What does the EU AI Act say about AI systems used for military purposes?

AI systems used solely for the protection of national security are excluded from the scope of the AI Act. Article 2 (3) of the EU AI Act provides as follows:

This Regulation does not apply to areas outside the scope of Union law, and shall not, in any event, affect the competences of the Member States concerning national security, regardless of the type of entity entrusted by the Member States with carrying out tasks in relation to those competences.


In which cases are “dual-use” AI systems nevertheless subject to the EU AI Act?

Although it has been pointed out on various occasions that so-called dual-use AI systems are nevertheless subject to the EU AI Act,[1] this should not lead to the false conclusion that the civilian use of such systems would mean that their concurrent or later use for the protection of national security would also be subject to the EU AI Act. Rather, the scope of the EU AI Act must always be determined on a functional basis for each respective use of AI systems, distinguishing between the following use cases explained in the EU AI Act:

(i) The AI system is developed, placed on the market, put into service, or used for military, defense, or national security purposes. However, the AI system is then used temporarily or permanently (also) for other purposes, such as civil or humanitarian purposes, or for law enforcement or public security purposes. In this case,the entity using the AI system for other than military, defence or national security purposes”  that do not fall under the scope of the exemption in Article 2(3) of the EU AI Act must ensure that the AI system complies with the EU AI Act, unless it already complies with it.

But even if the same AI system is then used without any modifications in the military domain -which will rarely be the case- such (further) use of the AI system by armed forces to preserve territorial integrity and/or protect national security remains unaffected by this and does not require the AI system to comply with the EU AI (Recital 24, sentences 4 and 5 of the EU AI Act).

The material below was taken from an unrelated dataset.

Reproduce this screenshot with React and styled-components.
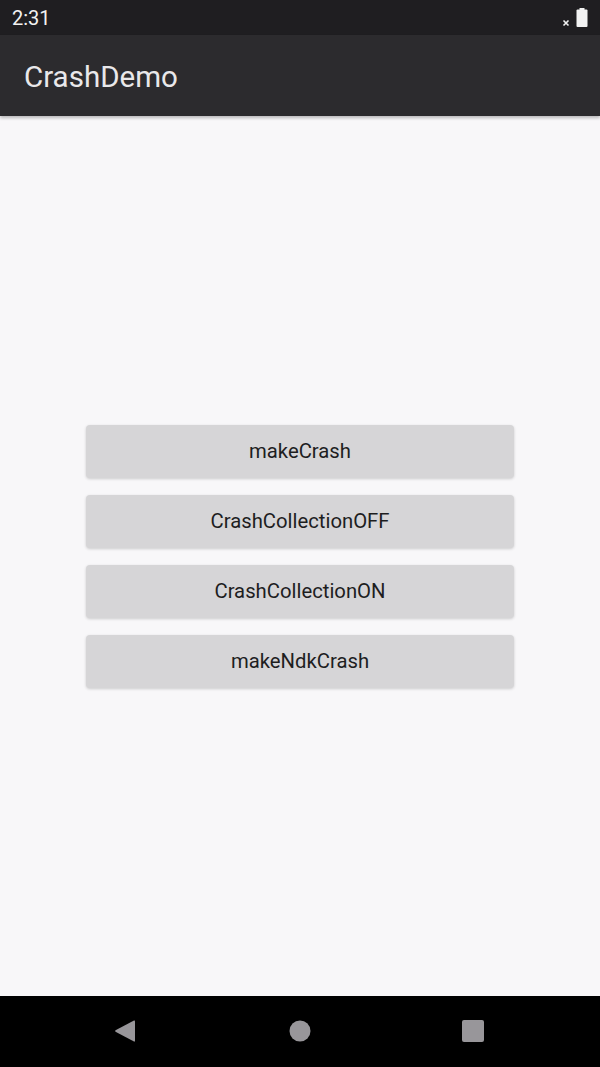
import React from "react";
import styled, { createGlobalStyle } from "styled-components";

const Global = createGlobalStyle`
  html, body { margin: 0; padding: 0; }
  body { font-family: Roboto, "Noto Sans", sans-serif; background: #f8f7f9; }
  #root { height: 1067px; }
`;

const Screen = styled.div`
  width: 600px;
  height: 1067px;
  display: flex;
  flex-direction: column;
  background: #f8f7f9;
`;

const StatusBar = styled.div`
  height: 35px;
  background: #1f1e21;
  display: flex;
  align-items: center;
  justify-content: space-between;
  padding: 0 12px 0 12px;
  color: #f2f2f2;
`;

const Time = styled.span`
  font-size: 20px;
  line-height: 35px;
  margin-top: 1px;
`;

const StatusIcons = styled.div`
  display: flex;
  align-items: flex-end;
  gap: 6px;
  margin-top: -1px;
`;

const AppBar = styled.div`
  height: 81px;
  background: #2c2b2e;
  display: flex;
  align-items: center;
  padding-left: 24px;
  box-shadow: 0 2px 3px rgba(0, 0, 0, 0.25);
  position: relative;
  z-index: 1;
`;

const Title = styled.h1`
  margin: 0;
  font-size: 29.5px;
  font-weight: 400;
  color: #e9e8ea;
  margin-top: 2px;
`;

const Content = styled.main`
  flex: 1;
  display: flex;
  flex-direction: column;
  align-items: center;
  justify-content: center;
  gap: 17px;
  padding-top: 1px;
`;

const Button = styled.button`
  width: 428px;
  height: 53px;
  border: none;
  border-radius: 4px;
  background: #d6d5d7;
  box-shadow: 0 1px 3px rgba(0, 0, 0, 0.18);
  font-family: Roboto, "Noto Sans", sans-serif;
  font-size: 20.3px;
  color: #1e1e1f;
  padding: 0 0 1px 0;
`;

const NavBar = styled.nav`
  height: 70px;
  background: #000;
  display: grid;
  grid-template-columns: repeat(3, 1fr);
  align-items: center;
  justify-items: center;
  padding-bottom: 1px;
`;

const NavIcon = styled.svg`
  display: block;
`;

export default function App() {
  const labels = ["makeCrash", "CrashCollectionOFF", "CrashCollectionON", "makeNdkCrash"];
  return (
    <>
      <Global />
      <Screen>
        <StatusBar>
          <Time>2:31</Time>
          <StatusIcons>
            <svg width="8" height="8" viewBox="0 0 8 8">
              <path d="M1.5 1.5 L6.5 6.5 M6.5 1.5 L1.5 6.5" stroke="#f2f2f2" strokeWidth="1.6" />
            </svg>
            <svg width="12" height="19" viewBox="0 0 12 19">
              <rect x="3.5" y="0" width="5" height="2" fill="#f2f2f2" />
              <rect x="0.5" y="1.5" width="11" height="17.5" rx="1" fill="#f2f2f2" />
            </svg>
          </StatusIcons>
        </StatusBar>
        <AppBar>
          <Title>CrashDemo</Title>
        </AppBar>
        <Content>
          {labels.map((l) => (
            <Button key={l}>{l}</Button>
          ))}
        </Content>
        <NavBar>
          <NavIcon width="22" height="24" viewBox="0 0 22 24" style={{ marginLeft: 50 }}>
            <path d="M20 1.5 Q21 1 21 2.5 L21 21.5 Q21 23 20 22.5 L1.5 12.8 Q0.8 12 1.5 11.2 Z" fill="#98969a" />
          </NavIcon>
          <NavIcon width="22" height="22" viewBox="0 0 22 22">
            <circle cx="11" cy="11" r="10.5" fill="#98969a" />
          </NavIcon>
          <NavIcon width="22" height="22" viewBox="0 0 22 22" style={{ marginRight: 54 }}>
            <rect x="0" y="0" width="22" height="22" rx="2" fill="#98969a" />
          </NavIcon>
        </NavBar>
      </Screen>
    </>
  );
}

(ii)       The AI system is placed on the market or put into service for defense or for protecting national security, but also for civilian purposes, for law enforcement or other purposes. In this case, the provider of the AI system must ensure that its system complies with the EU AI Act so that its AI system does not pose any risks to public safety, public order, or the internal or external security of the Union when used for such civilian or other non-military purposes, which must be addressed in accordance with the EU AI Act. Here too, however, the military use of the AI system to preserve territorial integrity and/or protect national security is excluded from the scope of the EU AI Act (Recital 24, sentences 6 and 7 of the EU AI Act)[2].

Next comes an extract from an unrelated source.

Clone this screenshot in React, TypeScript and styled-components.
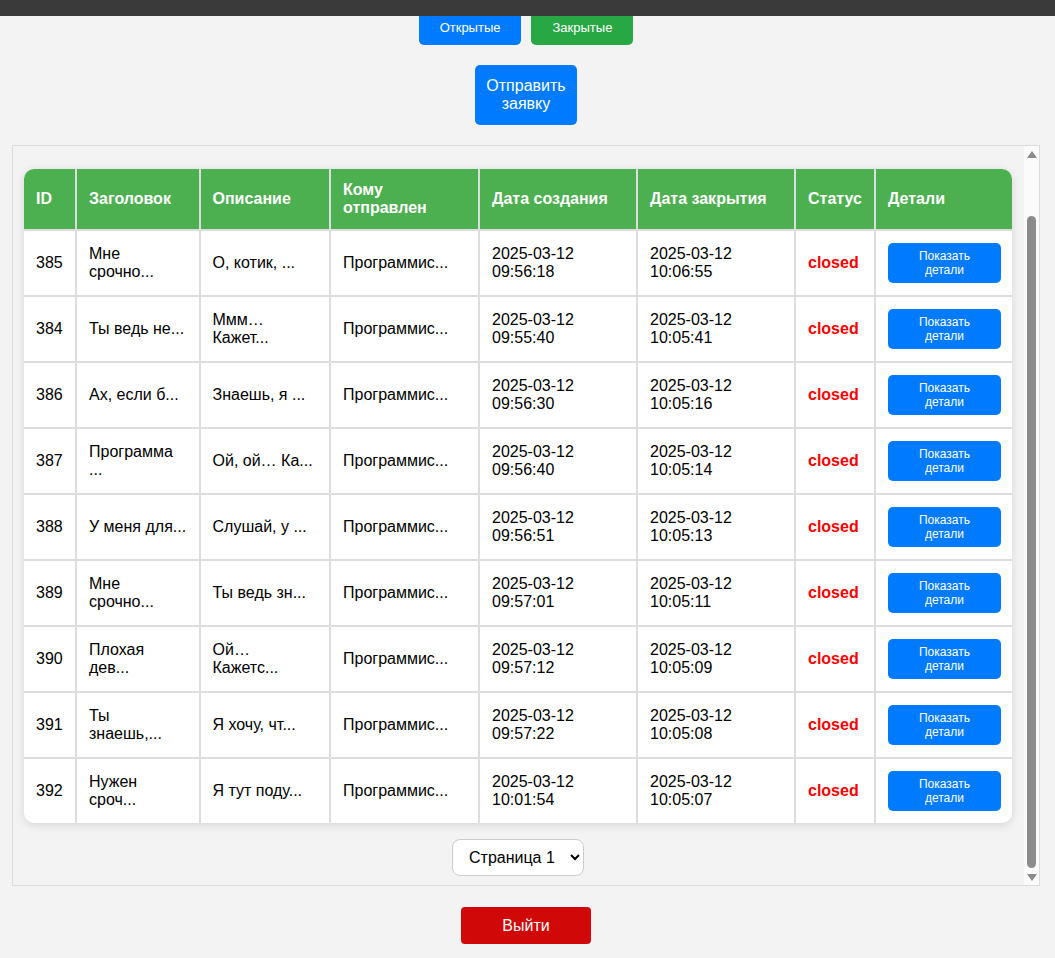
import React from "react";
import styled, { createGlobalStyle } from "styled-components";

const GlobalStyle = createGlobalStyle`
  html, body { margin: 0; padding: 0; background: #f3f3f3; }
  body { font-family: "Liberation Sans", Arial, sans-serif; color: #000; }
`;

const TopBar = styled.div`
  position: fixed;
  top: 0;
  left: 0;
  right: 0;
  height: 16px;
  background: #3a3a3a;
  z-index: 10;
`;

const Page = styled.div`
  display: flex;
  flex-direction: column;
  align-items: center;
  padding: 10px 15px 14px 12px;
`;

const Filters = styled.div`
  display: flex;
  gap: 10px;
`;

const FilterButton = styled.button<{ $color: string }>`
  font-family: "Liberation Sans", Arial, sans-serif;
  font-size: 13px;
  line-height: 15px;
  color: #fff;
  background: ${(p) => p.$color};
  border: none;
  border-radius: 5px;
  padding: 10px 21px;
  cursor: pointer;
`;

const SubmitButton = styled.button`
  margin-top: 20px;
  width: 102px;
  font-family: "Liberation Sans", Arial, sans-serif;
  font-size: 16px;
  line-height: 18px;
  color: #fff;
  background: #007bff;
  border: none;
  border-radius: 5px;
  padding: 12px 8px;
  cursor: pointer;
`;

const ScrollFrame = styled.div`
  margin-top: 20px;
  align-self: stretch;
  height: 739px;
  border: 1px solid #dcdcdc;
  position: relative;
  display: flex;
`;

const ScrollBox = styled.div`
  flex: 1;
  overflow: hidden;
  padding: 23px 12px 9px 11px;
  display: flex;
  flex-direction: column;
  align-items: center;
`;

const Scrollbar = styled.div`
  flex: none;
  width: 15px;
  background: #fbfbfb;
  display: flex;
  flex-direction: column;
  align-items: center;
  padding: 5px 0 4px;
  box-sizing: border-box;
`;

const Arrow = styled.div<{ $down?: boolean }>`
  width: 0;
  height: 0;
  border-left: 5px solid transparent;
  border-right: 5px solid transparent;
  ${(p) =>
    p.$down
      ? "border-top: 7px solid #8a8a8a;"
      : "border-bottom: 7px solid #8a8a8a;"}
`;

const Track = styled.div`
  flex: 1;
  align-self: stretch;
  display: flex;
  flex-direction: column;
  align-items: center;
  padding: 58px 0 6px;
`;

const Thumb = styled.div`
  flex: 1;
  width: 9px;
  border-radius: 5px;
  background: #8c8c8c;
`;

const TableCard = styled.div`
  align-self: stretch;
  background: #fff;
  border-radius: 10px;
  overflow: hidden;
  box-shadow: 0 2px 10px rgba(0, 0, 0, 0.12);
  flex: none;
`;

const Table = styled.table`
  width: 100%;
  border-collapse: separate;
  border-spacing: 0;
  table-layout: fixed;
`;

const Th = styled.th`
  background: #4caf50;
  color: #fff;
  font-size: 16px;
  line-height: 18px;
  font-weight: bold;
  text-align: left;
  padding: 12px;
  & + & { border-left: 2px solid #ddd; }
`;

const Td = styled.td`
  font-size: 16px;
  line-height: 18px;
  padding: 12px;
  height: 64px;
  box-sizing: border-box;
  vertical-align: middle;
  border-top: 2px solid #ddd;
  word-wrap: break-word;
  & + & { border-left: 2px solid #ddd; }
`;

const Status = styled.span`
  color: #f00;
  font-weight: bold;
`;

const DetailsButton = styled.button`
  display: block;
  width: 100%;
  font-family: "Liberation Sans", Arial, sans-serif;
  font-size: 12px;
  line-height: 14px;
  color: #fff;
  background: #007bff;
  border: none;
  border-radius: 5px;
  padding: 6px 12px;
  cursor: pointer;
`;

const PageSelect = styled.select`
  flex: none;
  margin-top: 16px;
  width: 132px;
  height: 37px;
  font-family: "Liberation Sans", Arial, sans-serif;
  font-size: 16px;
  color: #000;
  background: #fff;
  border: 1px solid #ccc;
  border-radius: 8px;
  padding: 0 10px 0 12px;
`;

const LogoutButton = styled.button`
  margin-top: 21px;
  width: 130px;
  height: 37px;
  font-family: "Liberation Sans", Arial, sans-serif;
  font-size: 16px;
  color: #fff;
  background: #d10808;
  border: none;
  border-radius: 4px;
  cursor: pointer;
`;

const columns = [
  { title: "ID", width: 51 },
  { title: "Заголовок", width: 123.5 },
  { title: "Описание", width: 130.5 },
  { title: "Кому отправлен", width: 149 },
  { title: "Дата создания", width: 158 },
  { title: "Дата закрытия", width: 158 },
  { title: "Статус", width: 80 },
  { title: "Детали", width: 139 },
];

const rows = [
  ["385", "Мне срочно...", "О, котик, ...", "2025-03-12 09:56:18", "2025-03-12 10:06:55"],
  ["384", "Ты ведь не...", "Ммм… Кажет...", "2025-03-12 09:55:40", "2025-03-12 10:05:41"],
  ["386", "Ах, если б...", "Знаешь, я ...", "2025-03-12 09:56:30", "2025-03-12 10:05:16"],
  ["387", "Программа ...", "Ой, ой… Ка...", "2025-03-12 09:56:40", "2025-03-12 10:05:14"],
  ["388", "У меня для...", "Слушай, у ...", "2025-03-12 09:56:51", "2025-03-12 10:05:13"],
  ["389", "Мне срочно...", "Ты ведь зн...", "2025-03-12 09:57:01", "2025-03-12 10:05:11"],
  ["390", "Плохая дев...", "Ой… Кажетс...", "2025-03-12 09:57:12", "2025-03-12 10:05:09"],
  ["391", "Ты знаешь,...", "Я хочу, чт...", "2025-03-12 09:57:22", "2025-03-12 10:05:08"],
  ["392", "Нужен сроч...", "Я тут поду...", "2025-03-12 10:01:54", "2025-03-12 10:05:07"],
];

export default function App() {
  return (
    <>
      <GlobalStyle />
      <TopBar />
      <Page>
        <Filters>
          <FilterButton $color="#007bff">Открытые</FilterButton>
          <FilterButton $color="#28a745">Закрытые</FilterButton>
        </Filters>
        <SubmitButton>Отправить заявку</SubmitButton>
        <ScrollFrame>
          <ScrollBox>
            <TableCard>
              <Table>
                <colgroup>
                  {columns.map((c) => (
                    <col key={c.title} style={{ width: c.width }} />
                  ))}
                </colgroup>
                <thead>
                  <tr>
                    {columns.map((c) => (
                      <Th key={c.title}>{c.title}</Th>
                    ))}
                  </tr>
                </thead>
                <tbody>
                  {rows.map((r) => (
                    <tr key={r[0]}>
                      <Td>{r[0]}</Td>
                      <Td>{r[1]}</Td>
                      <Td>{r[2]}</Td>
                      <Td>Программис...</Td>
                      <Td>{r[3]}</Td>
                      <Td>{r[4]}</Td>
                      <Td>
                        <Status>closed</Status>
                      </Td>
                      <Td>
                        <DetailsButton>Показать детали</DetailsButton>
                      </Td>
                    </tr>
                  ))}
                </tbody>
              </Table>
            </TableCard>
            <PageSelect defaultValue="1">
              <option value="1">Страница 1</option>
            </PageSelect>
          </ScrollBox>
          <Scrollbar aria-hidden="true">
            <Arrow />
            <Track>
              <Thumb />
            </Track>
            <Arrow $down />
          </Scrollbar>
        </ScrollFrame>
        <LogoutButton>Выйти</LogoutButton>
      </Page>
    </>
  );
}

(iii)      The AI system is placed on the market for civilian or law enforcement purposes, but is then used, with or without modifications, exclusively for military, defense, or national security purposes. In this case, the provider of the system is not obliged to ensure that the system complies with the EU AI Act. Even so, its military use is still excluded from the scope of the EU AI Act (Recital 24, sentence 8 of the EU AI Act).

For the sake of completeness, it should finally be noted that an AI system that is developed, placed on the market, put into service and used, with or without modifications, exclusively for military, defense, or national security purposes is not a dual-use system in the first place. According to Article 2(3), sentence 2 of the EU AI Act, such an AI system does not fall within the scope of the EU AI Act. Neither the provider of the system nor the entities that use the AI system solely for these purposes are obliged to ensure the system’s compliance with the EU AI Act.

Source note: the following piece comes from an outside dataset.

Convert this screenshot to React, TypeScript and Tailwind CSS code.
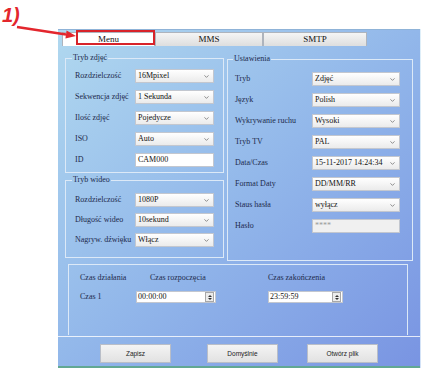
import { ChevronDown } from "lucide-react";
import type { ReactNode } from "react";

const serif = "font-['Liberation_Serif','Times_New_Roman',serif]";

function Select({ value, w }: { value: string; w: string }) {
  return (
    <div
      className={`${w} h-[14px] flex items-center justify-between border border-[#c3c7cf] bg-linear-to-b from-white to-[#ebebeb] pl-[2px] pr-[3px] text-[8px] leading-none text-[#111]`}
    >
      <span>{value}</span>
      <ChevronDown className="w-[7px] h-[7px] text-[#666]" strokeWidth={2.5} />
    </div>
  );
}

function TextBox({ value, w, muted }: { value: string; w: string; muted?: boolean }) {
  return (
    <div
      className={`${w} h-[14px] flex items-center border border-[#c3c7cf] pl-[2px] text-[8px] leading-none ${
        muted ? "bg-[#f0f0f0] text-[#999]" : "bg-white text-[#111]"
      }`}
    >
      {value}
    </div>
  );
}

function Row({ label, labelW, children }: { label: string; labelW: string; children: ReactNode }) {
  return (
    <div className="flex items-center h-[14px]">
      <span className={`${labelW} shrink-0 whitespace-nowrap text-[8px] leading-none text-[#1d2a4c]`}>{label}</span>
      {children}
    </div>
  );
}

function TimeBox({ value, w }: { value: string; w: string }) {
  return (
    <div className={`${w} h-[12px] flex items-center justify-between bg-white border border-[#c3c7cf] pl-[1px]`}>
      <span className="text-[8px] leading-none text-[#111]">{value}</span>
      <div className="w-[9px] h-[10px] mr-[1px] flex flex-col items-center justify-center gap-[1px] border border-[#a8a8a8] bg-[#ececec]">
        <div className="w-0 h-0 border-l-[2px] border-r-[2px] border-b-[2px] border-l-transparent border-r-transparent border-b-[#333]" />
        <div className="w-0 h-0 border-l-[2px] border-r-[2px] border-t-[2px] border-l-transparent border-r-transparent border-t-[#333]" />
      </div>
    </div>
  );
}

function Tab({ label, w, active }: { label: string; w: string; active?: boolean }) {
  return (
    <div
      className={`${w} h-[14px] flex items-center justify-center border border-b-0 border-[#aeb4bd] text-[9px] leading-none text-[#111] ${
        active ? "bg-white" : "bg-linear-to-b from-[#f5f5f5] to-[#dedede]"
      }`}
    >
      {label}
    </div>
  );
}

function Btn({ label }: { label: string }) {
  return (
    <div className="w-[71px] h-[19px] flex items-center justify-center border border-[#b9bec8] bg-linear-to-b from-[#f4f4f4] to-[#e2e2e2] font-['Liberation_Sans',Arial,sans-serif] text-[6.5px] text-[#222]">
      {label}
    </div>
  );
}

export default function App() {
  return (
    <div className={`relative w-[425px] h-[370px] bg-white overflow-hidden ${serif}`}>
      <div className="ml-[58px] mt-[29px] w-[363px] bg-linear-to-br from-[#b0d8ef] via-[#92b7ea] to-[#7994e2] border-r border-white/60">
        {/* tabs */}
        <div className="h-[16px] pt-[2px] pl-[4px] flex border-t border-[#8fb3d8]">
          <Tab label="Menu" w="w-[93px]" active />
          <Tab label="MMS" w="w-[108px]" />
          <Tab label="SMTP" w="w-[104px]" />
        </div>

        {/* panel */}
        <div className="h-[292px] border-b border-white/80 pt-[8px] pl-[7px]">
          <div className="flex gap-[6px]">
            <div className="w-[156px] flex flex-col gap-[2px]">
              <fieldset className="border border-[#dce9f7] px-[9px] pt-[6px] pb-[5px]">
                <legend className="ml-[-3px] px-[1px] text-[8px] leading-[10px] text-[#1d2a4c]">Tryb zdjęć</legend>
                <div className="flex flex-col gap-[7px]">
                  <Row label="Rozdzielczość" labelW="w-[60px]">
                    <Select value="16Mpixel" w="w-[79px]" />
                  </Row>
                  <Row label="Sekwencja zdjęć" labelW="w-[60px]">
                    <Select value="1 Sekunda" w="w-[79px]" />
                  </Row>
                  <Row label="Ilość zdjęć" labelW="w-[60px]">
                    <Select value="Pojedycze" w="w-[79px]" />
                  </Row>
                  <Row label="ISO" labelW="w-[60px]">
                    <Select value="Auto" w="w-[79px]" />
                  </Row>
                  <Row label="ID" labelW="w-[60px]">
                    <TextBox value="CAM000" w="w-[79px]" />
                  </Row>
                </div>
              </fieldset>
              <fieldset className="border border-[#dce9f7] px-[9px] pt-[8px] pb-[10px]">
                <legend className="ml-[-3px] px-[1px] text-[8px] leading-[10px] text-[#1d2a4c]">Tryb wideo</legend>
                <div className="flex flex-col gap-[6px]">
                  <Row label="Rozdzielczość" labelW="w-[60px]">
                    <Select value="1080P" w="w-[79px]" />
                  </Row>
                  <Row label="Długość wideo" labelW="w-[60px]">
                    <Select value="10sekund" w="w-[79px]" />
                  </Row>
                  <Row label="Nagryw. dźwięku" labelW="w-[60px]">
                    <Select value="Włącz" w="w-[79px]" />
                  </Row>
                </div>
              </fieldset>
            </div>

            <fieldset className="mt-[1px] w-[185px] border border-[#dce9f7] pl-[7px] pr-[12px] pt-[8px] pb-[27px]">
              <legend className="ml-[-2px] px-[1px] text-[8px] leading-[10px] text-[#1d2a4c]">Ustawienia</legend>
              <div className="flex flex-col gap-[7px]">
                <Row label="Tryb" labelW="w-[77px]">
                  <Select value="Zdjęć" w="w-[88px]" />
                </Row>
                <Row label="Język" labelW="w-[77px]">
                  <Select value="Polish" w="w-[88px]" />
                </Row>
                <Row label="Wykrywanie ruchu" labelW="w-[77px]">
                  <Select value="Wysoki" w="w-[88px]" />
                </Row>
                <Row label="Tryb TV" labelW="w-[77px]">
                  <Select value="PAL" w="w-[88px]" />
                </Row>
                <Row label="Data/Czas" labelW="w-[77px]">
                  <Select value="15-11-2017 14:24:34" w="w-[88px]" />
                </Row>
                <Row label="Format Daty" labelW="w-[77px]">
                  <Select value="DD/MM/RR" w="w-[88px]" />
                </Row>
                <Row label="Staus hasła" labelW="w-[77px]">
                  <Select value="wyłącz" w="w-[88px]" />
                </Row>
                <Row label="Hasło" labelW="w-[77px]">
                  <TextBox value="****" w="w-[88px]" muted />
                </Row>
              </div>
            </fieldset>
          </div>

          {/* time schedule */}
          <div className="ml-[3px] mt-[3px] w-[340px] h-[71px] border-t border-l border-r border-[#dce9f7] pl-[11px] pt-[8px] text-[8px] leading-[10px] text-[#1d2a4c]">
            <div className="flex">
              <span className="w-[70px]">Czas działania</span>
              <span className="w-[118px]">Czas rozpoczęcia</span>
              <span>Czas zakończenia</span>
            </div>
            <div className="flex items-center mt-[8px]">
              <span className="w-[56px]">Czas 1</span>
              <TimeBox value="00:00:00" w="w-[80px]" />
              <div className="w-[52px]" />
              <TimeBox value="23:59:59" w="w-[75px]" />
            </div>
          </div>
        </div>

        {/* buttons */}
        <div className="h-[29px] pt-[7px] pl-[42px] flex items-start">
          <Btn label="Zapisz" />
          <div className="w-[36px]" />
          <Btn label="Domyślnie" />
          <div className="w-[29px]" />
          <Btn label="Otwórz plik" />
        </div>
        <div className="h-[2px] bg-[#62a893]" />
      </div>

      {/* annotation */}
      <div className="absolute left-[2px] top-[5px] font-['Liberation_Sans',Arial,sans-serif] text-[20px] leading-none font-bold italic text-[#e3262d]">
        1)
      </div>
      <svg className="absolute left-0 top-0" width="100" height="50" viewBox="0 0 100 50">
        <line x1="17" y1="27" x2="66" y2="34.5" stroke="#e3262d" strokeWidth="2.5" />
        <polygon points="76,36 65.4,38.6 66.6,30.4" fill="#e3262d" />
      </svg>
      <div className="absolute left-[76px] top-[30px] w-[79px] h-[15px] border-2 border-[#d8232a]" />
    </div>
  );
}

Does the EU AI Act jeopardize Europe’s defense readiness? As the use cases explained above show, this is generally not the case, as the EU AI Act does not apply to the use of AI systems by the armed forces for the protection of national security. But does the EU-AI Act indirectly stifle military innovation? Read on.


Does the application of the EU AI Act depend on which institution uses an AI system?

Since the sectoral exemption in Article 2 (3) of the EU AI Act refers to the functions of the Member States specified therein and the use for certain purposes in the exercise of those state functions, in cases where the specific use does not fall within the scope of the EU AI Act, it is irrelevant which entity has been entrusted by the Member States with the performance of national security tasks or which entity carries out activities for such a use exempted from the EU AI Act (Article 2(3) and Recital 24 of the EU AI Act). 

This means that the exception in Article 2 (3) of the EU AI Act also applies when Member States use private individuals or organizations/companies to perform national defense and/or national security tasks, or when the police, criminal investigation departments, or law enforcement authorities of Member States are involved in such activities.[3]


Could the EU AI Act indirectly stifle military innovation and military capabilities?

Such a reflex effect of the EU AI Act would be conceivable in cases where an AI system is initially developed and marketed only for civilian applications, but then, due to its compliance with the EU AI Act, cannot be expanded or adapted with innovative functions for use in defense and national security, or can only be done so with disproportionate effort. However, this should be avoidable if the potential military use of AI systems is always considered during their development. Providers such as Palantir have proven that this is possible.

Furthermore, it can be assumed that AI innovations will also originate from the defense sector in the future if novel AI systems are developed for specific military requirements that civilian AI systems cannot meet. This should prevent the dual-use problem from arising in the first place.

Should AI systems used for defense purposes be subject to additional EU regulation?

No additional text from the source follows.